NC A&T FCS professor seeks to give yogurt production a sweet boost
Story Date: 4/12/2022

 

Source: NC A&T COLLEGE OF AGRICULTURE AND ENVIRONMENTAL SCIENCES, 3/28/22


Five to ten thousand years ago, when the first cow, goat or sheep herders in Mesopotamia discovered that they could not only eat the fermented milk that their warm climate had produced, but that they could make it tasty, the culinary world gained an asset: yogurt was born.

This ancient food, thought to have been eaten as long as milk-producing animals have been domesticated, not only enabled milk to be preserved through fermentation, which turns it into yogurt or cheese. It also proved to have numerous health benefits as an excellent source of protein, calcium and probiotics.

By the 20th century, yogurt had hit the big time, having migrated to Europe with travelers from Arabia, Turkey, India and Russia in the Middle Ages, then gone around the world as both a creamy, fruity breakfast and snack essential and a nutritious cooking staple.

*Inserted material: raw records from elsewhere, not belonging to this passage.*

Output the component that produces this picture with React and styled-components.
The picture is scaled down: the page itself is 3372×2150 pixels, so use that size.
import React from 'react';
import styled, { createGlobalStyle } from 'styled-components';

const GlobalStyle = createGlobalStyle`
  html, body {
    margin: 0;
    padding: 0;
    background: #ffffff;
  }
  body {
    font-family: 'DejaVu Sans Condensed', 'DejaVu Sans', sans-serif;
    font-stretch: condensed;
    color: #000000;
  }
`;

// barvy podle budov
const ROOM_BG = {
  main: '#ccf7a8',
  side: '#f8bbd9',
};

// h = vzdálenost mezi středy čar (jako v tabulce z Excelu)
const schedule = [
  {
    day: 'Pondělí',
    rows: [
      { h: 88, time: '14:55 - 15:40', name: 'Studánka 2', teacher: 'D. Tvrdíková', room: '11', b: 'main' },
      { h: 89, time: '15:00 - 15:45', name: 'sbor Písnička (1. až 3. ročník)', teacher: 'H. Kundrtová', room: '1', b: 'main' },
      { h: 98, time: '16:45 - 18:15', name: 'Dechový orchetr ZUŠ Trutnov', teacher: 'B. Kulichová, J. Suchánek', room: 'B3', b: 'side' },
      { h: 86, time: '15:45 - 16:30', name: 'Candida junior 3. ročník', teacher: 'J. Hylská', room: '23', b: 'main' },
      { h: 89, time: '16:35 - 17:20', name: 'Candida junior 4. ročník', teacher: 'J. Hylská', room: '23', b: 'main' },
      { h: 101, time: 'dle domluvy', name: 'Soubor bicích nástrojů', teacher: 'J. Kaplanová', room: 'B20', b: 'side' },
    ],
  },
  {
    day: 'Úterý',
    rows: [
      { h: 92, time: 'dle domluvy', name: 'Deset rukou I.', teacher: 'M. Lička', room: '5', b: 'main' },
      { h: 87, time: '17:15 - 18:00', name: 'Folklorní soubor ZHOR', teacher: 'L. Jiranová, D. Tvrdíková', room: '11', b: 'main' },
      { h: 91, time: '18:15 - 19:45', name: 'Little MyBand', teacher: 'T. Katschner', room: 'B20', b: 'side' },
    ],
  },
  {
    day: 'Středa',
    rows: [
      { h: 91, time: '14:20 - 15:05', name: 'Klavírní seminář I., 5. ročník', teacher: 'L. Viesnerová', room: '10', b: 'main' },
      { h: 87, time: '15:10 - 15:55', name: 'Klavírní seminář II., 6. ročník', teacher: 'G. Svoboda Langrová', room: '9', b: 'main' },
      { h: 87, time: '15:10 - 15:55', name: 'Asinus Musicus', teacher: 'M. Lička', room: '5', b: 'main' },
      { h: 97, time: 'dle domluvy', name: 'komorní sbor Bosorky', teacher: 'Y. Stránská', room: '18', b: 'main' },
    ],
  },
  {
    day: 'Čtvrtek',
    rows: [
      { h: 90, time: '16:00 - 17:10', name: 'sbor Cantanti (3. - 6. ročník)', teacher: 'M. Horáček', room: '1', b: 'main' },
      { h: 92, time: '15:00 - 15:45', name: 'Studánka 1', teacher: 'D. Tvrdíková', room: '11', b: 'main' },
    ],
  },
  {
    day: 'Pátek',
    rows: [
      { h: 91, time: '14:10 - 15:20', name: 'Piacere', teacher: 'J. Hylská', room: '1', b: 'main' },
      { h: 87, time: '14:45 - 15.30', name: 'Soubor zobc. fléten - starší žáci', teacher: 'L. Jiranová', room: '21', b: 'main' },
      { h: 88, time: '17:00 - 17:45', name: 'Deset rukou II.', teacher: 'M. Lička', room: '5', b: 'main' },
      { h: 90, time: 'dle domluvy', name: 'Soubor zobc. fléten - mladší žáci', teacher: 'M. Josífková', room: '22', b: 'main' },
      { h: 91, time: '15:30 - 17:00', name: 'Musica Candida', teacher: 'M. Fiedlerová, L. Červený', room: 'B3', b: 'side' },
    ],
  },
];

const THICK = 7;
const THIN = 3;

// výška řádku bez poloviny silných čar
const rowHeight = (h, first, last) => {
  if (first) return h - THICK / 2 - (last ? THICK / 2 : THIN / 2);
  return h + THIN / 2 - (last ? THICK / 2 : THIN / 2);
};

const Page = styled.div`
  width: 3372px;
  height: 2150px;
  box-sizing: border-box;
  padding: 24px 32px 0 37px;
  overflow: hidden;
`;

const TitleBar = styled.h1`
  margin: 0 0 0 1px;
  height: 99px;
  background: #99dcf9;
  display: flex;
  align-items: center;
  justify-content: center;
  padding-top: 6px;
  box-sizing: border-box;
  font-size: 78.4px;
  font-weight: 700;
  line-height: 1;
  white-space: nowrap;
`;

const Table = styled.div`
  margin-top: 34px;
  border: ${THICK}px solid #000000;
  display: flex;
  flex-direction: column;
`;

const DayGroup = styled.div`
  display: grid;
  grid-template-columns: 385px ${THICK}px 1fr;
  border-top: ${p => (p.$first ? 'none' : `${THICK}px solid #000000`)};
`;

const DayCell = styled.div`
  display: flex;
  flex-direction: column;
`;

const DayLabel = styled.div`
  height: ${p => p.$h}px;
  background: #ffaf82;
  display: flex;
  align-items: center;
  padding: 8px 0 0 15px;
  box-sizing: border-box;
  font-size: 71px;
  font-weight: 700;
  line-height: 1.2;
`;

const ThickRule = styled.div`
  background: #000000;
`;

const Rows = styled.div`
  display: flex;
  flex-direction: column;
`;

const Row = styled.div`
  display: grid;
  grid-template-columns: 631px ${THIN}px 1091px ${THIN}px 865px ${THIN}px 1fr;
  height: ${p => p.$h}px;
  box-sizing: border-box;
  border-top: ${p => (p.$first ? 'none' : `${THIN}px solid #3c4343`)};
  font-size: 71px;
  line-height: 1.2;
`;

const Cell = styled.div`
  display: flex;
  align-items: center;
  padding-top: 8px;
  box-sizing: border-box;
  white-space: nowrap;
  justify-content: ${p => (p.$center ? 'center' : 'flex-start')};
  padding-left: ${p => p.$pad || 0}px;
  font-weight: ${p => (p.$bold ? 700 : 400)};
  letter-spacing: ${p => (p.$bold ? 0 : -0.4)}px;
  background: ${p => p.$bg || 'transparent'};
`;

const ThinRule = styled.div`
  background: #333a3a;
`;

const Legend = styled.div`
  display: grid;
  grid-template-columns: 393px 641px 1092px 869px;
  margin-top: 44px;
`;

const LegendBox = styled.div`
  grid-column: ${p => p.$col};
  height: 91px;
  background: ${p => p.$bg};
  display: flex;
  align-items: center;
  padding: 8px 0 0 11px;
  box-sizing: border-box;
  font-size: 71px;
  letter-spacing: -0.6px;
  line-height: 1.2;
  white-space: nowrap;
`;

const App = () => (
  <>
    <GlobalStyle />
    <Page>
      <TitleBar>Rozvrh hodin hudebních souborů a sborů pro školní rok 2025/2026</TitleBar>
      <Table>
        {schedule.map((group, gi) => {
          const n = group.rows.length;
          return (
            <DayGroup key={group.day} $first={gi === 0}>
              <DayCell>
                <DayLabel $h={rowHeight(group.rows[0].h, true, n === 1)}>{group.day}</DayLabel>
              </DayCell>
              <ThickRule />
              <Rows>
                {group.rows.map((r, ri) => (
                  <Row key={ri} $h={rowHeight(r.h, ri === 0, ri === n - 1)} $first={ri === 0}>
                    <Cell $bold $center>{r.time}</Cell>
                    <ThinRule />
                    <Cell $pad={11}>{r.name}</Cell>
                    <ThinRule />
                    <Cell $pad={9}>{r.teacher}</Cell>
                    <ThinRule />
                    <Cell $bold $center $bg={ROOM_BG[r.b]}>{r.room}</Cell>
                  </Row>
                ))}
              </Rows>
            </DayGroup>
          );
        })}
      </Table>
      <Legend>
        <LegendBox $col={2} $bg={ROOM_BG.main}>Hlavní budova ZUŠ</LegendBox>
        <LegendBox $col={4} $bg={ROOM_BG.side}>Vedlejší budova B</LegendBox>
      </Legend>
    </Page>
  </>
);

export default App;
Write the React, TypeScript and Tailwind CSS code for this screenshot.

The purpose of the fermentation process that creates yogurt had turned from simply preserving the milk product, to selling it.


Food scientist Salam Ibrahim, Ph.D., in the Department of Family and Consumer Sciences, has researched yogurt and its benefits for the past 22 years, and has witnessed much of yogurt’s progression from niche health food to dairy aisle powerhouse. Within this evolution, he has seen issues arise for the industry.